As a Councilmember, I will
Work tirelessly to relieve congestion and better leverage our transit investments.
Work with Sound Transit to expedite light rail service through District 7
Focus on increasing the frequency and reach of high quality bus service.
Create more circulator bus routes to connect people in Queen Anne and Magnolia to high-capacity bus and light rail service.
Focus on the basics, like potholes and failing bridges.
I’m in favor of a one-for-one replacement of the Magnolia Bridge, and am the only candidate that has worked on complex projects in Interbay. I understand the unique financial, physical, and regulatory challenges projects face in Interby, and have deep experience making complex infrastructure projects happen.
There are a number of streets in our district that suffer from deferred maintenance. I will work with SDOT to make road maintenance throughout the City a priority.
Advocate for more sidewalks, curb-cuts, crosswalks, and other pedestrian improvements across the city.

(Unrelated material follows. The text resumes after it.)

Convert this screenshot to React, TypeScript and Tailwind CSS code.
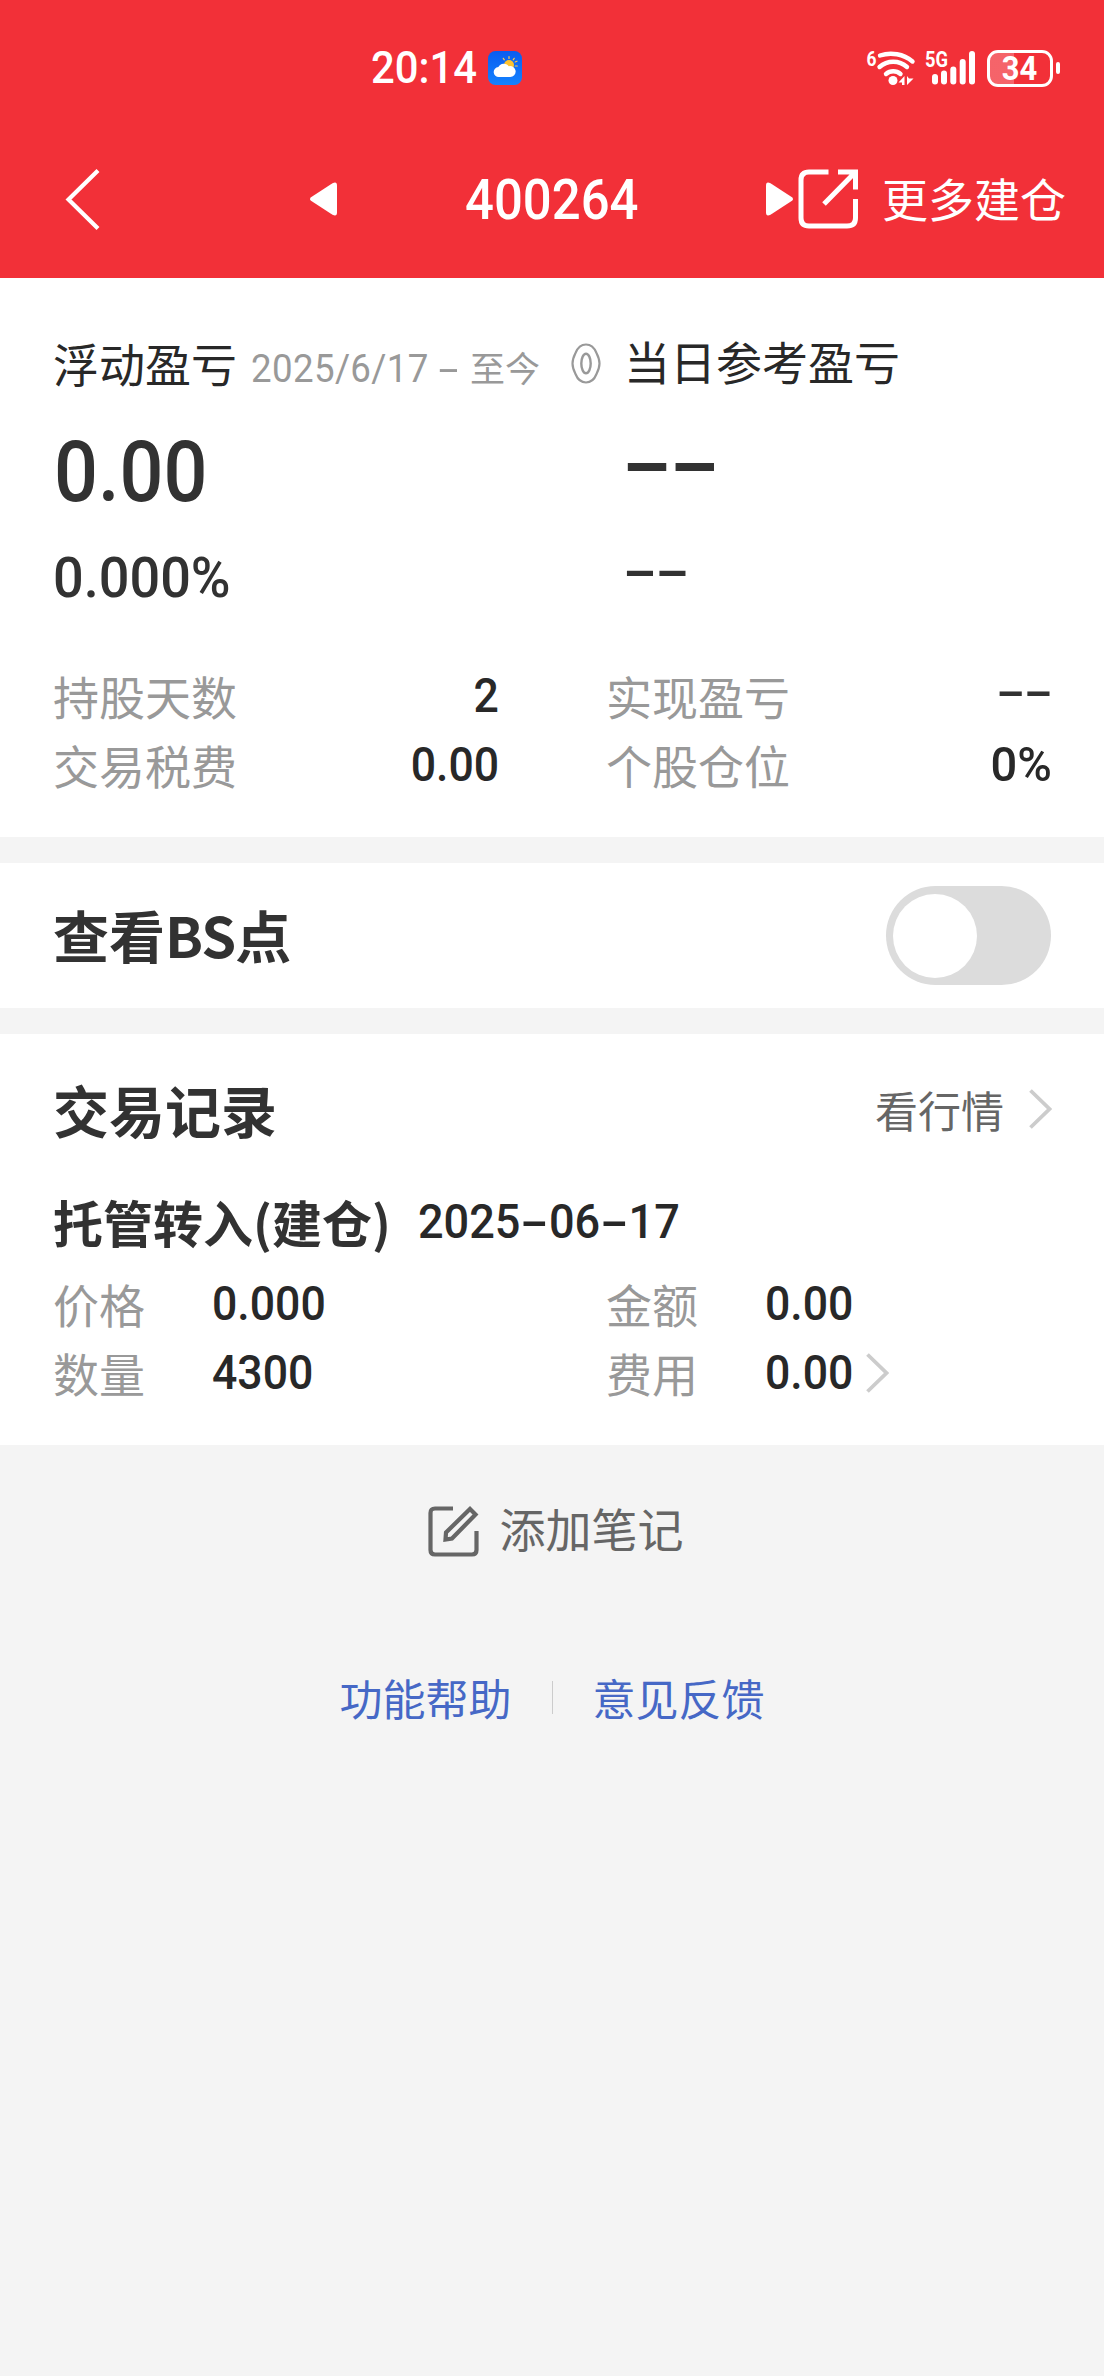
import React from 'react';
import clsx from 'clsx';

interface NumProps {
  children: React.ReactNode;
  className?: string;
}

// Figures are set slightly condensed, next to full-width Chinese labels
const Num: React.FC<NumProps> = ({ children, className }) => (
  <span className={clsx("inline-block font-['Roboto',sans-serif] font-medium leading-none whitespace-nowrap scale-x-[0.91]", className)}>
    {children}
  </span>
);

// Placeholder for a missing value
const Empty: React.FC<{ className?: string }> = ({ className }) => (
  <span className={clsx("inline-block font-['Roboto',sans-serif] font-medium leading-none tracking-[-0.018em] scale-x-[1.75]", className)}>
    --
  </span>
);

const WideDash: React.FC = () => (
  <span className="inline-block w-[0.63em] text-center scale-x-[1.85]">-</span>
);

const Chevron: React.FC<{ className?: string }> = ({ className }) => (
  <svg className={clsx('w-[23px] h-[40px] text-[#cccccc]', className)} viewBox="0 0 23 40" fill="none" stroke="currentColor" strokeWidth={3.8}>
    <path d="M1.5 1.5L20.5 20L1.5 38.5" />
  </svg>
);

const WeatherIcon: React.FC = () => (
  <svg className="w-[34px] h-[34px]" viewBox="0 0 34 34">
    <defs>
      <linearGradient id="sky" x1="0" y1="0" x2="0" y2="1">
        <stop offset="0" stopColor="#0a5cf0" />
        <stop offset="1" stopColor="#1482ff" />
      </linearGradient>
    </defs>
    <rect width="34" height="34" rx="7.5" fill="url(#sky)" />
    <g stroke="#ffc94a" strokeWidth="1.2" strokeLinecap="round">
      <path d="M21 5.5v2M26.2 7.3l-1 1.5M15.3 7.3l1 1.5M29 10.2l-1.8.8M27.3 15h2" />
    </g>
    <circle cx="21" cy="14" r="5" fill="#ffc22e" />
    <path d="M11 26a5 5 0 0 1-.6-10 6 6 0 0 1 10.3-.8 5.5 5.5 0 1 1 1.3 10.8z" fill="#fff" />
  </svg>
);

const WifiIcon: React.FC = () => (
  <svg className="w-[51px] h-[40px]" viewBox="0 0 51 40">
    <text x="0.5" y="17.5" fontSize="21" fontWeight="700" fill="#fff" textLength="10" lengthAdjust="spacingAndGlyphs" fontFamily="Roboto, sans-serif">6</text>
    <g fill="none" stroke="#fff" strokeWidth="4.4" strokeLinecap="round">
      <path d="M14 7.5A34 34 0 0 1 46.5 13.5" />
      <path d="M13.5 19A20.5 20.5 0 0 1 41 19" />
      <path d="M20 26A11 11 0 0 1 34.5 26" />
    </g>
    <circle cx="27" cy="32.5" r="4.5" fill="#fff" />
    <path d="M32.5 34.5L38.5 28V37H36V34.5zM41 28L43 30.5H47.5L41 37z" fill="#fff" />
  </svg>
);

const SignalIcon: React.FC = () => (
  <svg className="w-[52px] h-[40px]" viewBox="0 0 52 40">
    <text x="1" y="19" fontSize="22" fontWeight="700" fill="#fff" textLength="23" lengthAdjust="spacingAndGlyphs" fontFamily="Roboto, sans-serif">5G</text>
    <g fill="#fff">
      <rect x="8" y="26" width="6" height="10.5" rx="3" />
      <rect x="17" y="22.5" width="6" height="14" rx="3" />
      <rect x="26.3" y="18.5" width="6" height="18" rx="3" />
      <rect x="35.7" y="11" width="6" height="25.5" rx="3" />
      <rect x="45" y="3" width="6" height="33.5" rx="3" />
    </g>
  </svg>
);

const Battery: React.FC = () => (
  <div className="flex items-center gap-[3px]">
    <div className="flex h-[37px] w-[66px] items-center justify-center rounded-[11px] border-3 border-white bg-linear-to-r from-white/25 from-40% to-transparent to-40%">
      <Num className="text-[34px] !font-bold">34</Num>
    </div>
    <div className="h-[12px] w-[4px] rounded-full bg-white" />
  </div>
);

const StatusBar: React.FC = () => (
  <div className="flex h-[136px] items-center pl-[371px] pr-[44px]">
    <div className="w-[117px]">
      <Num className="origin-left !scale-x-[0.95] text-[44px]">20:14</Num>
    </div>
    <WeatherIcon />
    <div className="ml-auto flex items-center">
      <WifiIcon />
      <div className="ml-[7px]"><SignalIcon /></div>
      <div className="ml-[11px]"><Battery /></div>
    </div>
  </div>
);

const NavBar: React.FC = () => (
  <div className="flex h-[142px] items-center pb-4 pl-[65px] pr-[38px]">
    <svg className="h-[61px] w-[35px]" viewBox="0 0 35 61" fill="none" stroke="#fff" strokeWidth={4.2}>
      <path d="M33 1.5L3.5 30.5L33 59.5" />
    </svg>
    <svg className="ml-[210px] h-[34px] w-[27px]" viewBox="0 0 27 34" fill="#fff">
      <path d="M1 15.2L22.5 1.2Q27 -1 27 3.5V30.5Q27 35 22.5 32.8L1 18.8Q-1 17 1 15.2z" />
    </svg>
    <div className="flex flex-1 justify-center">
      <Num className="!scale-x-[0.925] translate-y-px text-[55px]">400264</Num>
    </div>
    <svg className="h-[34px] w-[27px]" viewBox="0 0 27 34" fill="#fff">
      <path d="M26 15.2L4.5 1.2Q0 -1 0 3.5V30.5Q0 35 4.5 32.8L26 18.8Q28 17 26 15.2z" />
    </svg>
    <svg className="ml-[5px] h-[60px] w-[61px]" viewBox="0 0 61 60" fill="none" stroke="#fff" strokeWidth={5}>
      <path d="M30.5 3H11Q3 3 3 11V49Q3 57 11 57H49Q57.5 57 57.5 49V30" />
      <path d="M40 3H57.5V20.5M56 4.5L26 35" />
    </svg>
    <span className="mb-[4px] ml-[23px] text-[46px] leading-none">更多建仓</span>
  </div>
);

interface StatProps {
  label: string;
  value?: string;
}

const Stat: React.FC<StatProps> = ({ label, value }) => (
  <div className="flex h-[69px] items-center justify-between">
    <span className="text-[46px] leading-none text-[#999999]">{label}</span>
    {value ? (
      <Num className={clsx('-mr-[2px] origin-right translate-y-px text-[49px] text-[#282828]', value.endsWith('%') && '!scale-x-[0.96]')}>
        {value}
      </Num>
    ) : (
      <Empty className="-mr-[2px] origin-right -translate-y-[3px] text-[49px]" />
    )}
  </div>
);

const ProfitSummary: React.FC = () => (
  <section className="bg-white pb-[39px] pl-[53px] pr-[54px] pt-[52px]">
    <div className="grid grid-cols-[571px_1fr]">
      <div className="flex h-[64px] items-center">
        <span className="text-[46px] leading-none text-[#282828]">浮动盈亏</span>
        <span className="ml-[14px] mt-[9px] flex w-[289px] items-center justify-between text-[#999999]">
          <Num className="origin-left !scale-x-[0.94] translate-y-[3px] !font-normal text-[39px] tracking-[0.01em]">2025/6/17</Num>
          <span className="flex items-center">
            <Num className="mr-[16px] !scale-x-[1.85] translate-y-[3px] !font-normal text-[39px]">-</Num>
            <span className="text-[35px] leading-none">至今</span>
          </span>
        </span>
        <svg className="ml-[31px] mt-[2px] h-[41px] w-[30px] text-[#999999]" viewBox="0 0 30 41" fill="none" stroke="currentColor">
          <path d="M15 1.5C20 1.5 23.5 5 25.5 10Q28.5 16 28.5 20.5Q28.5 25 25.5 31C23.5 36 20 39.5 15 39.5S6.5 36 4.5 31Q1.5 25 1.5 20.5Q1.5 16 4.5 10C6.5 5 10 1.5 15 1.5z" strokeWidth={2.2} strokeLinejoin="round" />
          <ellipse cx="15" cy="20.5" rx="4.7" ry="9.7" strokeWidth={2.4} />
        </svg>
      </div>
      <div className="flex h-[60px] items-center text-[46px] leading-none text-[#282828]">当日参考盈亏</div>
      <div className="flex h-[154px] items-center">
        <Num className="origin-left translate-x-px translate-y-px text-[85px]">0.00</Num>
      </div>
      <div className="flex h-[154px] items-center">
        <Empty className="-ml-[2px] origin-left -translate-y-[7px] text-[85px]" />
      </div>
      <div className="flex h-[58px] items-center">
        <Num className="origin-left !scale-x-[0.965] translate-y-px text-[56px]">0.000%</Num>
      </div>
      <div className="flex h-[58px] items-center">
        <Empty className="-ml-px origin-left -translate-y-[6px] !scale-x-[1.8] text-[56px]" />
      </div>
    </div>
    <div className="mt-[54px] grid grid-cols-2 gap-x-[109px]">
      <Stat label="持股天数" value="2" />
      <Stat label="实现盈亏" />
      <Stat label="交易税费" value="0.00" />
      <Stat label="个股仓位" value="0%" />
    </div>
  </section>
);

const BsToggle: React.FC = () => (
  <section className="mt-[26px] flex h-[145px] items-center justify-between bg-white pl-[53px] pr-[53px]">
    <h2 className="mb-[3px] text-[56px] font-bold leading-none">
      查看<span className="tracking-[-0.015em]">BS</span>点
    </h2>
    <button type="button" role="switch" aria-checked={false} aria-label="查看BS点" className="flex h-[99px] w-[165px] items-center rounded-full bg-[#dcdcdc] pl-[7px]">
      <span className="size-[84px] rounded-full bg-white" />
    </button>
  </section>
);

interface FieldProps {
  label: string;
  value: string;
  more?: boolean;
}

const Field: React.FC<FieldProps> = ({ label, value, more }) => (
  <div className="flex h-[69px] items-center">
    <span className="w-[159px] text-[46px] leading-none text-[#999999]">{label}</span>
    <Num className="origin-left translate-y-px text-[49px] text-[#282828]">{value}</Num>
    {more && <Chevron className="ml-[4px] mt-[3px]" />}
  </div>
);

const TradeRecords: React.FC = () => (
  <section className="mt-[26px] bg-white pb-[39px] pl-[53px] pr-[52px]">
    <div className="flex h-[150px] items-center justify-between">
      <h2 className="text-[56px] font-bold leading-none">交易记录</h2>
      <a className="flex items-center text-[#666666]">
        <span className="text-[43px] leading-none">看行情</span>
        <Chevron className="ml-[25px]" />
      </a>
    </div>
    <div className="flex h-[74px] items-center">
      <h3 className="text-[50px] font-bold leading-none">托管转入(建仓)</h3>
      <Num className="ml-[27px] origin-left !scale-x-[0.92] text-[49px] text-[#282828]">
        2025<WideDash />06<WideDash />17
      </Num>
    </div>
    <div className="mt-[10px] grid grid-cols-[553px_1fr]">
      <Field label="价格" value="0.000" />
      <Field label="金额" value="0.00" />
      <Field label="数量" value="4300" />
      <Field label="费用" value="0.00" more />
    </div>
  </section>
);

const Footer: React.FC = () => (
  <footer>
    <button type="button" className="flex h-[172px] w-full items-center justify-center gap-[21px] pl-[7px] text-[#666666]">
      <svg className="h-[51px] w-[51px]" viewBox="0 0 51 51" fill="none" stroke="currentColor" strokeWidth={4.2}>
        <path d="M25 2.5H7Q2.5 2.5 2.5 7V44Q2.5 48.5 7 48.5H44Q48.5 48.5 48.5 44V25" />
        <path d="M17.5 33.5L18 26.5L42 3L47.5 8.5L24 32.5z" />
      </svg>
      <span className="mb-[9px] text-[46px] leading-none">添加笔记</span>
    </button>
    <div className="flex h-[160px] items-center justify-center text-[43px] leading-none text-[#4668c6]">
      <a>功能帮助</a>
      <span className="mx-[40px] h-[33px] w-px bg-[#cccccc]" />
      <a>意见反馈</a>
    </div>
  </footer>
);

const App: React.FC = () => {
  return (
    <div className="h-[2376px] w-[1104px] overflow-hidden bg-[#f4f4f4] font-['Noto_Sans_CJK_SC',sans-serif] text-[#323232]">
      <header className="bg-[#f23038] text-white">
        <StatusBar />
        <NavBar />
      </header>
      <main>
        <ProfitSummary />
        <BsToggle />
        <TradeRecords />
      </main>
      <Footer />
    </div>
  );
};

export default App;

Focus pedestrian safety investments within school walk zones.
Consider the unique needs of seniors, families with strollers, and people with disabilities when building new infrastructure.
Better integrate housing and transportation planning.
Create plans, policies, and regulations supportive of transit oriented development within a five-minute walk of high capacity transit service.
Improve pedestrian access within the five-minute walk of high capacity transit service to increase ridership.
To be efficient and fair transportation system must serve diverse demands. I will ensure that our diverse transportation modes are better coordinated to:
Reduces environmental impacts and carbon footprint.
Improves land use efficiency, health, and economic vitality.
Improves people’s transportation choices and their ability to access jobs, shopping, and services efficiently, safely, reliably, and affordably.